SC 13D/A 1 scion_13d-a4.htm AMENDMENT NO. TO TO SCION 13D RE METROCALL

SECURITIES AND EXCHANGE COMMISSION
Washington, D.C. 20549

Schedule 13D

Under the Securities Exchange Act of 1934
(Amendment No. 4)*

Metrocall Holdings, Inc.
(Name of Issuer)

Common Stock, $0.01 par value
(Title of Class of Securities)

59164X 10 5
(CUSIP Number)

Thomas R. Stephens
Bartlit Beck Herman Palenchar & Scott LLP
1899 Wynkoop, Suite 800
Denver, Colorado 80202
(303) 592-3100
(Name, Address and Telephone Number of Person
Authorized to Receive Notices and Communications)

November 5, 2004
(Date of Event which Requires Filing of this Statement)

If the filing person has previously filed a statement on Schedule 13G to report the acquisition which is the subject of this Schedule 13D, and is filing this schedule because of Rule 13d-1(e), 13d-1(f) or 13d-1(g), check the following box. _

Note: Schedules filed in paper format shall include a signed original and five copies of the schedule, including all exhibits, should be filed with the Commission.
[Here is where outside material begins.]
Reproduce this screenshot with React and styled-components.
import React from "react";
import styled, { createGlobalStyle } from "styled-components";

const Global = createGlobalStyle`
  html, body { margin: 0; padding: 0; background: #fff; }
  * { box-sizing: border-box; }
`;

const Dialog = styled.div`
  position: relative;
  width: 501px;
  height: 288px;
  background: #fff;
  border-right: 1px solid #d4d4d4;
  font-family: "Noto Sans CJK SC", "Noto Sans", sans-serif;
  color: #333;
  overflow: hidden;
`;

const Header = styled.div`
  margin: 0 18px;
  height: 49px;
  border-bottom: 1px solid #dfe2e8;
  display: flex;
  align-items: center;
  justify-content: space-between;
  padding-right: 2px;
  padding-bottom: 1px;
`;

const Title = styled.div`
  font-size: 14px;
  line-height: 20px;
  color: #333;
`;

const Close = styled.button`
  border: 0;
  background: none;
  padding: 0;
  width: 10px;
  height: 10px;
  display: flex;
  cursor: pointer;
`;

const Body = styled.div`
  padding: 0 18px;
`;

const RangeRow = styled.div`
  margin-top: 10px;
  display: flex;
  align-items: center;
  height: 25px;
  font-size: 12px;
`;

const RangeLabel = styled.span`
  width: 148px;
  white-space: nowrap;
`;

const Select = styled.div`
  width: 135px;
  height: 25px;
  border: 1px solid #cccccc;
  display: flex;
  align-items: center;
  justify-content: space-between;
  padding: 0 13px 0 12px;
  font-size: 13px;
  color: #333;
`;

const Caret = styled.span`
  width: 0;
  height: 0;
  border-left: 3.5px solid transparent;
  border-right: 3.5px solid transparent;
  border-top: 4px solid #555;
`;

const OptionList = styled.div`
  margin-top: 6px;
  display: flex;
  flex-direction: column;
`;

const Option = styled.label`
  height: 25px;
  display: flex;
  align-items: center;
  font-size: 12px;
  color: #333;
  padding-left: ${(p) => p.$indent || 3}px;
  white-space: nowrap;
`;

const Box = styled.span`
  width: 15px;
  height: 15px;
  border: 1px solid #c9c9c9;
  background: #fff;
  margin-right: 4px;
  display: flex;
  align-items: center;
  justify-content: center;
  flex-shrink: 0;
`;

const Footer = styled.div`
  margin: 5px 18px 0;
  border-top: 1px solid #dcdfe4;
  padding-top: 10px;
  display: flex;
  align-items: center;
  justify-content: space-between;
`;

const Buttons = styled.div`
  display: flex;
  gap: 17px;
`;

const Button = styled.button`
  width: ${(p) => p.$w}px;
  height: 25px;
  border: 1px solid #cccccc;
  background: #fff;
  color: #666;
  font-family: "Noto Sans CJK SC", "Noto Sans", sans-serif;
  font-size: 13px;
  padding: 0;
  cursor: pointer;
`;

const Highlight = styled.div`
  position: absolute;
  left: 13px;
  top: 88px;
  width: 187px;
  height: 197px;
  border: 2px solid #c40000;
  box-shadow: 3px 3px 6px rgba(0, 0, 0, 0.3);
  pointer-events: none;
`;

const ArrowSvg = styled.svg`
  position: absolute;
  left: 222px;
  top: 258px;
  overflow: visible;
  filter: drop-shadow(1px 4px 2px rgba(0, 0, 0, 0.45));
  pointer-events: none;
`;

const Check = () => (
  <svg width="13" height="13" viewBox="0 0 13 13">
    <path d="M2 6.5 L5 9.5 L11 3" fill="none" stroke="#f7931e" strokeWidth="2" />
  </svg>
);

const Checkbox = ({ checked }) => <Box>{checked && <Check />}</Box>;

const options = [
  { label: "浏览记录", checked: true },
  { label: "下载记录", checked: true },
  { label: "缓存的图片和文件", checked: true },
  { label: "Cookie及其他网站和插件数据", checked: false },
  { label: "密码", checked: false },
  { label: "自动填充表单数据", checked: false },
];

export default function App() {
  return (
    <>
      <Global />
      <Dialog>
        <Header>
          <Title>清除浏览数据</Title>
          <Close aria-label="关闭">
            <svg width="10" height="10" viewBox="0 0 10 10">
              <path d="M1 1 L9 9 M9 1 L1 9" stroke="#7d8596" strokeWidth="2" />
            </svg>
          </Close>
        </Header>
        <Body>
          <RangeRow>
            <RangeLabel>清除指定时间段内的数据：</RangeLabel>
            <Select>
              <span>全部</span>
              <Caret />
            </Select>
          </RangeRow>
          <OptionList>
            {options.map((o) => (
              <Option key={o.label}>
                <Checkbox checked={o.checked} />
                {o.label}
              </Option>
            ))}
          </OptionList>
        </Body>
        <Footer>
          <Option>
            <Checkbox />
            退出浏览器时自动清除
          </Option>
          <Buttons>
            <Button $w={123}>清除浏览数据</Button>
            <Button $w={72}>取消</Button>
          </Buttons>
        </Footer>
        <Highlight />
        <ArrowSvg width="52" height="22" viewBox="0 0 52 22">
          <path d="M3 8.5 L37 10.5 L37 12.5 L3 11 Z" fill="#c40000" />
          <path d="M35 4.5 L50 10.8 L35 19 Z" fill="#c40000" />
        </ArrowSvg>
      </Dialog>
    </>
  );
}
See Rule 13d-7 for other parties to whom copies are to be sent.

*The remainder of this cover page shall be filled out for a reporting person’s initial filing on this form with respect to the subject class of securities, and for any subsequent amendment containing information which would alter disclosures provided in a prior cover page.

The information required on the remainder of this cover page shall not be deemed to be “filed” for the purpose of Section 18 of the Securities Exchange Act of 1934 (“Act”) or otherwise subject to the liabilities of that section of the Act but shall be subject to all other provisions of the Act (however, see the Notes).
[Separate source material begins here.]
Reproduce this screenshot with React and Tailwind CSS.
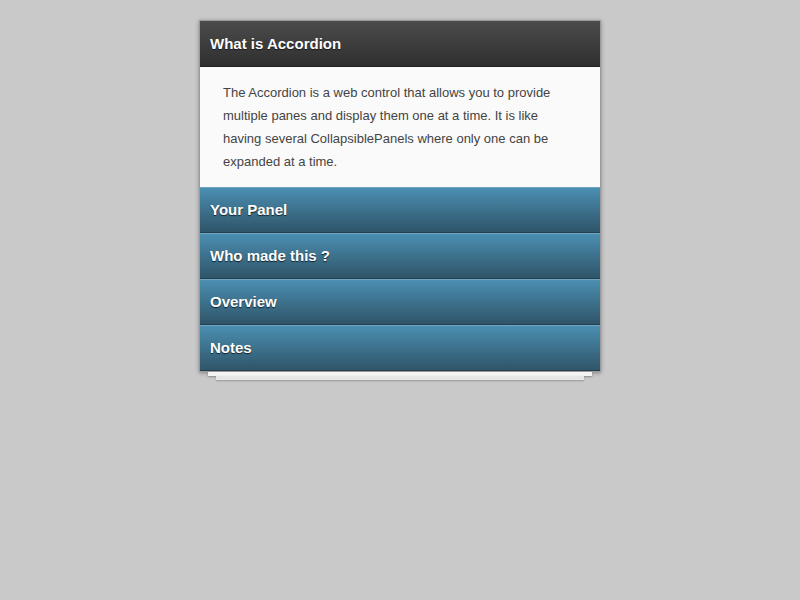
export default function App() {
  const panels = ["Your Panel", "Who made this ?", "Overview", "Notes"];
  return (
    <div className="min-h-[600px] w-full bg-[#c8c9c8] pt-[20px]" style={{ fontFamily: '"Liberation Sans", Arial, sans-serif' }}>
      <div className="mx-auto w-[402px]">
        <div className="border border-[#9a9a9a] shadow-[0_1px_4px_rgba(0,0,0,0.35)]">
          <div className="flex h-[46px] items-center border-b border-[#222] bg-gradient-to-b from-[#4c4c4c] to-[#2f2f2f] px-[10px] pt-[2px] text-[15px] font-bold text-white [text-shadow:0_1px_1px_rgba(0,0,0,0.6)]">
            What is Accordion
          </div>
          <div className="bg-[#fafafa] px-[23px] pt-[14px] pb-[14px] text-[13px] leading-[23px] text-[#444]">
            The Accordion is a web control that allows you to provide multiple panes and display them one at a time. It is like having several CollapsiblePanels where only one can be expanded at a time.
          </div>
          {panels.map((p) => (
            <div
              key={p}
              className="flex h-[46px] items-center border-t border-[#6fa3bf] border-b border-b-[#24404f] bg-gradient-to-b from-[#4b8fb2] to-[#2f5569] px-[10px] text-[15px] font-bold text-white [text-shadow:0_1px_1px_rgba(0,0,0,0.7)]"
            >
              {p}
            </div>
          ))}
        </div>
        <div className="mx-[9px] h-[4px] bg-[#f4f4f4] shadow-[0_1px_2px_rgba(0,0,0,0.3)]"></div>
        <div className="mx-[17px] h-[4px] bg-[#e6e6e6] shadow-[0_1px_2px_rgba(0,0,0,0.25)]"></div>
      </div>
    </div>
  );
}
(Continued on following pages)


        Item 4 of the statement on Schedule 13D relating to the Common Stock, $0.01 par value per share (the “Common Stock”) of Metrocall Holdings, Inc., a Delaware corporation (“Metrocall”) previously filed by Scion Capital, LLC, Scion Qualified Fund, LLC and Dr. Michael J. Burry is hereby amended.

Item 4. Purpose of Transaction

        No change except for the addition of the following:

        On November 5, 2004 Scion Capital, LLC issued the following press release:

SCION CAPITAL LLC SEEKS CLARIFICATION FROM METROCALL HOLDINGS, INC.
ON RECENT PRESS RELEASE

Cupertino, California--November 5, 2004--Scion Capital, LLC today announced that it has called upon the management of Metrocall Holdings, Inc. (Nasdaq: MTOH) to clarify recent potentially confusing press releases by Metrocall relating to the proposed merger of Metrocall and Arch Wireless, Inc. (Nasdaq: AWIN).

Scion is one of Metrocall’s largest stockholders and has voted its 484,363 shares of Metrocall common stock against the proposed Metrocall-Arch Wireless merger. Scion believes that inadequate value has been ascribed to Metrocall as a partner in this merger.

Scion also has taken steps to perfect its appraisal rights on these shares, which amount to greater than 8% of Metrocall’s full-diluted shares. Under the Agreement and Plan of Merger dated March 29, 2004 and as amended as of October 5, 2004, exercise of these appraisal rights constitutes a failure of one of the conditions to the merger. As a result, both Metrocall and Arch Wireless must waive this condition in order for the merger to continue, even if shareholders of both companies approve the merger. Either company may terminate the proposed merger by simply not waiving this condition.

According to Metrocall’s press release of November 4, Arch stated that if the merger were turned down by Metrocall shareholders, Arch it would seek in any renegotiation to reduce the consideration payable to Metrocall shareholders. Dr. Michael J. Burry, Scion's CEO views such a statement as potentially misleading. Because of the failure of the appraisal condition, if Arch feels Metrocall is worth less than the current offer, or if Arch believes it can get a better deal, then Arch can terminate the merger and/or seek to renegotiate the merger regardless of how Metrocall shareholders vote.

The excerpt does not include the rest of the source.